CM: As you know, ever since I first saw the films of yours in which Philippe appears, I was impressed by the way in which his body took rhetorical control of the scene: over the decades, he has become a sign of provocation. This act of sorcery likewise depends on the enchantment that you and Enrique Arriaga create, with a sound that evokes an ancestral ritual, in the best tradition of the actions of Hugo Ball and Tristan Tzara. I’m excited by the power of your economy of means, in terms of textural and material richness. In the first video, for example, Adrian Notz recites a text almost inaudibly that, at times, suggests Artaud’s writings on the Tarahumaras, while you and Enrique beat a rhythmic pattern with the microphone on the sculpture on stage, in the first performance, and against a drum, in the second. I hope I’m not reaching when I say that both you and Philippe are punishing the microphone as if it were a phallus. Philippe practically masturbates it with his fingernails as he holds it in his crotch, and you pound it out of shape to the point of flattening it, as if it were the pseudopod of an invertebrate. This is self-destructive music, a rhythm for the end times. Music has played an important role in your career, to the point where one of your most extensive and most successful projects has been the conceptual and commercial development of the Nuevos Ricos record label.
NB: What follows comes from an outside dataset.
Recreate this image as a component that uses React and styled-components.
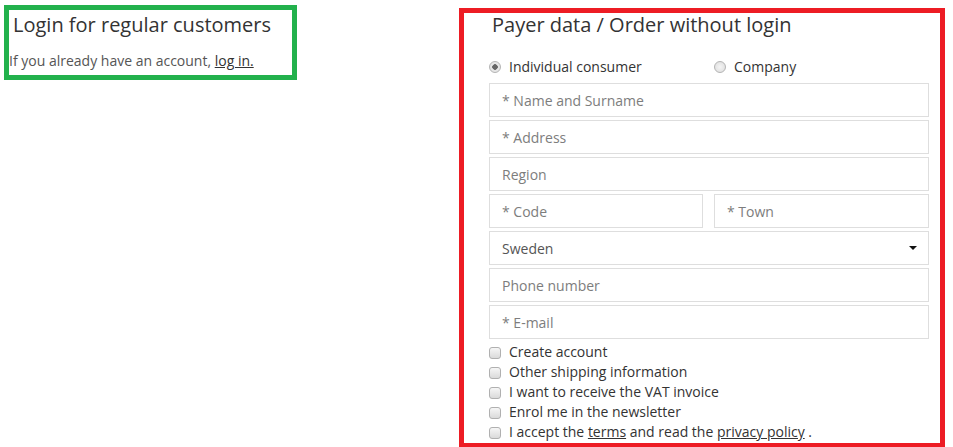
import React from 'react';
import styled, { createGlobalStyle } from 'styled-components';

const GlobalStyle = createGlobalStyle`
  body {
    margin: 0;
    background: #fff;
    font-family: "Open Sans", "Noto Sans", sans-serif;
    color: #333;
  }
`;

/* 페이지 전체 */
const PageBlock = styled.main`
  display: flex;
  align-items: flex-start;
  gap: 162px;
  padding: 5px 0 0 4px;
`;

/* 왼쪽 로그인 안내 */
const LoginBox = styled.section`
  box-sizing: border-box;
  width: 293px;
  border: 5px solid #22b14c;
  padding: 4px 4px 4px 4px;
`;

const Heading = styled.h2`
  margin: 0;
  font-size: 20px;
  font-weight: 400;
  line-height: 22px;
  color: #333;
  padding-left: ${props => props.indent || 0}px;
`;

const Note = styled.p`
  margin: 15px 0 0 -4px;
  font-size: 14px;
  line-height: 20px;
  color: #555;
  a {
    color: #333;
    text-decoration: underline;
  }
`;

/* 오른쪽 주문 폼 */
const OrderBox = styled.section`
  box-sizing: border-box;
  width: 486px;
  margin-top: 3px;
  border: 5px solid #ed1c24;
  border-bottom-width: 4px;
  padding: 1px 11px 1px 25px;
`;

const TypeRow = styled.div`
  display: grid;
  grid-template-columns: 214px 1fr;
  column-gap: 11px;
  margin: 21px 0 6px;
`;

const Choice = styled.label`
  display: flex;
  align-items: center;
  gap: 8px;
  font-size: 14px;
  line-height: 20px;
  color: #333;
`;

const Radio = styled.input.attrs({ type: 'radio' })`
  appearance: none;
  margin: 0;
  width: 12px;
  height: 12px;
  border-radius: 50%;
  border: 1px solid #b4b4b4;
  background: radial-gradient(circle, #f4f4f4 0%, #dcdcdc 100%);
  box-sizing: border-box;
  &:checked {
    background: radial-gradient(circle, #666 0 2.5px, #e6e6e6 3px);
  }
`;

const Fields = styled.div`
  display: grid;
  grid-template-columns: 214px 1fr;
  gap: 3px 11px;
`;

const Field = styled.input`
  grid-column: ${props => (props.half ? 'auto' : '1 / -1')};
  box-sizing: border-box;
  width: 100%;
  height: 34px;
  margin: 0;
  border: 1px solid #dedede;
  border-radius: 0;
  padding: 0 12px;
  font-family: inherit;
  font-size: 14px;
  color: #555;
  outline: none;
  &::placeholder {
    color: #7d7d7d;
  }
`;

const SelectWrap = styled.div`
  grid-column: 1 / -1;
  position: relative;
  &::after {
    content: '';
    position: absolute;
    right: 12px;
    top: 15px;
    border-left: 4px solid transparent;
    border-right: 4px solid transparent;
    border-top: 4px solid #111;
    pointer-events: none;
  }
`;

const Select = styled.select`
  appearance: none;
  box-sizing: border-box;
  width: 100%;
  height: 34px;
  margin: 0;
  border: 1px solid #dedede;
  border-radius: 0;
  background: #fff;
  padding: 0 12px;
  font-family: inherit;
  font-size: 14px;
  color: #555;
  outline: none;
`;

const Options = styled.div`
  display: flex;
  flex-direction: column;
  margin-top: 3px;
`;

const Check = styled.input.attrs({ type: 'checkbox' })`
  appearance: none;
  margin: 2px 0 0;
  width: 12px;
  height: 12px;
  border-radius: 3px;
  border: 1px solid #b0b0b0;
  box-sizing: border-box;
  background: linear-gradient(#f6f6f6, #dadada);
`;

const Links = styled.span`
  a {
    color: #333;
    text-decoration: underline;
  }
`;

const checks = [
  'Create account',
  'Other shipping information',
  'I want to receive the VAT invoice',
  'Enrol me in the newsletter'
];

const App = () => {
  return (
    <>
      <GlobalStyle />
      <PageBlock>
        <LoginBox>
          <Heading>Login for regular customers</Heading>
          <Note>
            If you already have an account, <a href="#login">log in.</a>
          </Note>
        </LoginBox>

        <OrderBox>
          <Heading indent={3}>Payer data / Order without login</Heading>
          <TypeRow>
            <Choice>
              <Radio name="payer" defaultChecked />
              Individual consumer
            </Choice>
            <Choice>
              <Radio name="payer" />
              Company
            </Choice>
          </TypeRow>
          <Fields>
            <Field placeholder="* Name and Surname" />
            <Field placeholder="* Address" />
            <Field placeholder="Region" />
            <Field half placeholder="* Code" />
            <Field half placeholder="* Town" />
            <SelectWrap>
              <Select defaultValue="se">
                <option value="se">Sweden</option>
                <option value="no">Norway</option>
                <option value="fi">Finland</option>
              </Select>
            </SelectWrap>
            <Field placeholder="Phone number" />
            <Field placeholder="* E-mail" />
          </Fields>
          <Options>
            {checks.map(text => (
              <Choice key={text}>
                <Check />
                {text}
              </Choice>
            ))}
            <Choice>
              <Check />
              <Links>
                I accept the <a href="#terms">terms</a> and read the{' '}
                <a href="#privacy">privacy policy</a> .
              </Links>
            </Choice>
          </Options>
        </OrderBox>
      </PageBlock>
    </>
  );
};

export default App;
Nevertheless, there’s something in the violence contained in Cyclops that seems to represent a point of arrival and a conclusion, perhaps even a cul-de-sac. Talk to me about those cyclopes that seem to invoke blindness and the cunning of none.
CA: The cyclops is a colossal tidal force that attracts ships and forces them against the rocks. For this project, the image of the cyclops was inspired by the cover of a live album by Bauhaus, an 80s goth rock band, in which we see the singer holding a cymbal as if it were a mask, so that the hole in the center resembles the eye of a cyclops. This image has haunted me ever since my adolescence, and I have used it in many pieces, such as the commemorative poster for the concert at the Cabaret Voltaire that we exhibited at the MUAC a couple of years ago, which had a smiley face superimposed on the image from the Bauhaus album, suggesting an impossible musical crossover between goth rock and acid house, which represented contemporary yet radically opposed musical and subcultural visions. In this sense, it’s interesting to me that you define Cyclops’ music as being destructive: it is in a literal sense, as it was created by rhythmically beating the microphone. Accidentally touching the microphone is something that musicians avoid, because the blow is amplified and it ends up hurting one’s ears. The idea of creating a ritual in which a band would create music through amplified microphone blows is sadistic, both with the audience as well as with yourself, as you’re playing. As an advertising slogan, I’d write: “Let Cyclops give it to you in the ear.”